La legitimidad para gobernar no se gana por oposición. Es un examen continúo, una reválida permanente. Sirve para explicarlo la analogía del alquiler. Para vivir en casa ajena como si de la propia se tratara es necesaria la firma de un contrato entre arrendador y arrendatario. Pero este, siendo un paso imprescindible, no es suficiente. Toca después abonar las mensualidades y hacer un uso apropiado del inmueble alquilado. En el caso de no hacerlo con reiteración, el documento rubricado se convierte en papel mojado y uno adquiere la condición de ocupa. En un país civilizado, bien por voluntad propia, bien por la intervención de las autoridades, se procede al desalojo. De sobra es sabido que en el caso de España ese nivel civilizador ha entrado en barrena. Pero ese es otro debate.
Sucede igual con el gobernante. Para seguir sentado en el trono de hierro, no solo son necesarios los votos ganados en las elecciones y la capacidad demostrada de negociar una mayoría de investidura con otras formaciones si no le alcanzan los sufragios. Estas cuestiones otorgan una legitimidad de partida que equivale a la firma del documento de arrendamiento. Pero incumpliendo después las obligaciones adquiridas, por no querer o por no poder hacerlo, tanto monta, monta tanto, el dirigente deviene también un squatter .
El incumplimiento del contrato político del Gobierno es grave y reiterado
No todas las obligaciones importan por igual. Uno puede rubricar una cláusula que prohíbe agujerear la pared del comedor para colgar un cuadro. Pero nadie en su sano juicio considerará la nimiedad de un agujero motivo suficiente para un desalojo. Prender fuego a los muebles o no cumplir con el pago de lo acordado es ya otra cosa. Puro sentido común.
Se entiende ya dónde queremos llegar. Vencido de nuevo el plazo para presentar presupuestos, sin fecha para hacerlo y con las obligadas negociaciones para que esas hipotéticas cuentas ganen los apoyos necesarios empantanadas, el Gobierno de Pedro Sánchez está a un paso de no poder invocar legitimidad alguna para seguir aferrándose sine die al poder.
Pedro Sánchez, ayer en Copenhague
El primer año no se daban las condiciones políticas para presentarlos (Sánchez dixit). El segundo se renunció a hacerlo porque se sabía que los números no contarían con el aval del Congreso. Ahora, vencido de nuevo el plazo formal que la Constitución fija, el Gobierno busca simplemente ganar tiempo con la vaporosa promesa de que esta vez sí formalizará una propuesta de presupuesto.

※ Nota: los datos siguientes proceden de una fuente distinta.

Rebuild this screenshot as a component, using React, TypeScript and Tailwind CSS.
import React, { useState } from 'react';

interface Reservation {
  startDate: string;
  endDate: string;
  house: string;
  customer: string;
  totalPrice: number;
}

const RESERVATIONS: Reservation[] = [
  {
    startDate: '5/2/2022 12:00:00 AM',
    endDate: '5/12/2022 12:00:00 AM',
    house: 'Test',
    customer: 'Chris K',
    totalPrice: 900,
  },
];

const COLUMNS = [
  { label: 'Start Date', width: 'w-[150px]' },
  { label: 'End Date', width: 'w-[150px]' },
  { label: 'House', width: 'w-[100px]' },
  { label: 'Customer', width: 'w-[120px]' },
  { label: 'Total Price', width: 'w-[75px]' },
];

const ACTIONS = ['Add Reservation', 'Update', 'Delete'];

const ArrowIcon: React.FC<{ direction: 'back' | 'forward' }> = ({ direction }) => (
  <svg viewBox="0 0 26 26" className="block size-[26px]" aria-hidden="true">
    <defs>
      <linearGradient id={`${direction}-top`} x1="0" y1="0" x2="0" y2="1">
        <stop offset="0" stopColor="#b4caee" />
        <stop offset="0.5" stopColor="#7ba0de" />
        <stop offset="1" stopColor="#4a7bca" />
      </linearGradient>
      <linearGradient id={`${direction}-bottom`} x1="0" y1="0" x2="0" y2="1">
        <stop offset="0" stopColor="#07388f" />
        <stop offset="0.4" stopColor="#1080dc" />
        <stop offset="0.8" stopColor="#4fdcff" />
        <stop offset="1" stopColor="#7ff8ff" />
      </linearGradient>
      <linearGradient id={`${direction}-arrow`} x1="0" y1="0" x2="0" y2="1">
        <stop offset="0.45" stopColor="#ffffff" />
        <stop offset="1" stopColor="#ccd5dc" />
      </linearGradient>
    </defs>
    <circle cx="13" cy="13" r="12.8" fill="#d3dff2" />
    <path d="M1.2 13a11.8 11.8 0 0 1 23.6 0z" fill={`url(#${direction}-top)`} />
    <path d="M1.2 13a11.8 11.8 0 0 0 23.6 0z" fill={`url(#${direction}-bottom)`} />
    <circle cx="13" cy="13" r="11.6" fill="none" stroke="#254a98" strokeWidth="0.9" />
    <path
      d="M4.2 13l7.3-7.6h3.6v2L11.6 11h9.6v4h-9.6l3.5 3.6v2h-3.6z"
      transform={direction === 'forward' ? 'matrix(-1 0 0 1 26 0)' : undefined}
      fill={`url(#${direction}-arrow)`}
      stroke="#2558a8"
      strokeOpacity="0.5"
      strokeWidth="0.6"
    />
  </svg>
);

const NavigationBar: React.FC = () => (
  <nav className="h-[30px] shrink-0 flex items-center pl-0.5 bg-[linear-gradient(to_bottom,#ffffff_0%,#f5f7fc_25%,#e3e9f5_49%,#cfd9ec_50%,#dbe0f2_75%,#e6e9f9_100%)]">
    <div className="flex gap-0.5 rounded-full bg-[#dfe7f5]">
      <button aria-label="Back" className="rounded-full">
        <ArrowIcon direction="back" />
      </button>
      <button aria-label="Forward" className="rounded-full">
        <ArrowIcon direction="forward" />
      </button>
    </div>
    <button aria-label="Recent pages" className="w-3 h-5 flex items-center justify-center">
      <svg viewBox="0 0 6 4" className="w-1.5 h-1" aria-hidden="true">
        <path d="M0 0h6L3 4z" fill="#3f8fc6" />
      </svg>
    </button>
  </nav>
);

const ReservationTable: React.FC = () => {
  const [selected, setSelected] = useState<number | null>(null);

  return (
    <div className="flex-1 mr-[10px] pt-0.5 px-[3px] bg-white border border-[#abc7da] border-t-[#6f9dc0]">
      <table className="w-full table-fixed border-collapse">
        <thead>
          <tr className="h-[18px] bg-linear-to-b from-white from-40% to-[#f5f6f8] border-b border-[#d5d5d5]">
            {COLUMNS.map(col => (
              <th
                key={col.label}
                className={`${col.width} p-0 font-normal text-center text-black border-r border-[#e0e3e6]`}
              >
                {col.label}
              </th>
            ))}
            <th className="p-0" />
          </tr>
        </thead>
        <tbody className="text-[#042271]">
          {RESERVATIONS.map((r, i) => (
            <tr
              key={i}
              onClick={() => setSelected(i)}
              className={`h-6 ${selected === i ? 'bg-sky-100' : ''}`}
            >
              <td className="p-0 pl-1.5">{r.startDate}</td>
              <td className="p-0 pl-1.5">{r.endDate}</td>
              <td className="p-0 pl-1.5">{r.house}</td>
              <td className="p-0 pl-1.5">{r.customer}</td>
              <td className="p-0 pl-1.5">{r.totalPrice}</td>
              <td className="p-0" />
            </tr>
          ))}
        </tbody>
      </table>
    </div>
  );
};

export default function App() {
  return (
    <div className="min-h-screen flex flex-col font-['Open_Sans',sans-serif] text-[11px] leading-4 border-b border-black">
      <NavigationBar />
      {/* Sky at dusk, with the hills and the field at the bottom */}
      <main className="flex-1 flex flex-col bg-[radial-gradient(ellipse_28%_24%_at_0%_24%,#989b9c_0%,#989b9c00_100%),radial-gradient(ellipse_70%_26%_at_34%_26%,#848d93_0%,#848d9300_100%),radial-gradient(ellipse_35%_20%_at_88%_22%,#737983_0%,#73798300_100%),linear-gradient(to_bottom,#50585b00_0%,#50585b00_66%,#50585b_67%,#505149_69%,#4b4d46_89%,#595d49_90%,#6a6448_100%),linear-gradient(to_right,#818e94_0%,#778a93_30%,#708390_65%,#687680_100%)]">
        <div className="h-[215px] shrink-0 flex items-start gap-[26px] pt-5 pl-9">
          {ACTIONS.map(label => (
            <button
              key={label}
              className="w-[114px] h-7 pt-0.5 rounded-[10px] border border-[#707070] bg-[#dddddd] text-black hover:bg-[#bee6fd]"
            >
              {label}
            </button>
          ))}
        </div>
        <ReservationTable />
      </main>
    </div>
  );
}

Lo hace sin reparar en el cuándo y a sabiendas de la imposibilidad de cuadrar un círculo en el que figuren, por poner solo un ejemplo, un incremento de la partida de defensa y el visto bueno imprescindible de Podemos para su aprobación.
Uno puede gobernar sin presupuesto, claro que sí. Igual que puede seguir viviendo en el mismo sitio tras retrasarse en el pago de la renta o incluso dejando de abonar alguna mensualidad. Pero no estamos en este escenario. El incumplimiento del contrato político del Gobierno es grave, reiterado y no parece que se den las condiciones para revertirlo.
Llegados a este punto, dada la razonabilidad y generosidad del casero que somos todos, lo sensato sería acordar un último plazo y, en caso de nuevo incumplimiento, celebrar la rescisión del contrato.
Dicho de otro modo, Sánchez debe fijar fecha para la presentación de las cuentas y convocar elecciones de inmediato en el caso de no aprobarlas. No hay posibilidad de prorrogar la legitimidad de un Gobierno incapaz de sacar adelante un solo presupuesto en el curso de toda una legislatura. Para los tiquismiquis: en nada difiere lo dicho hasta ahora de lo que pregonaba el propio Sánchez antes de ser presidente.
El argumento más falaz para no asumir el riesgo de unas elecciones –de nuevo la analogía– es que el propio inquilino, Sánchez en este caso, les diga a los españoles, en tanto que arrendatarios, que alquilando a otro la propiedad van a salir perdiendo. Y que arrendar por arrendar, mejor a un mal pagador conocido que a otro por conocer. Puede que sí, puede que no. Pero volviendo a lo del país civilizado que aspiramos a ser, eso debe decidirlo quien ostenta el título de propiedad, no quien vive de alquiler. Los votantes, mismamente.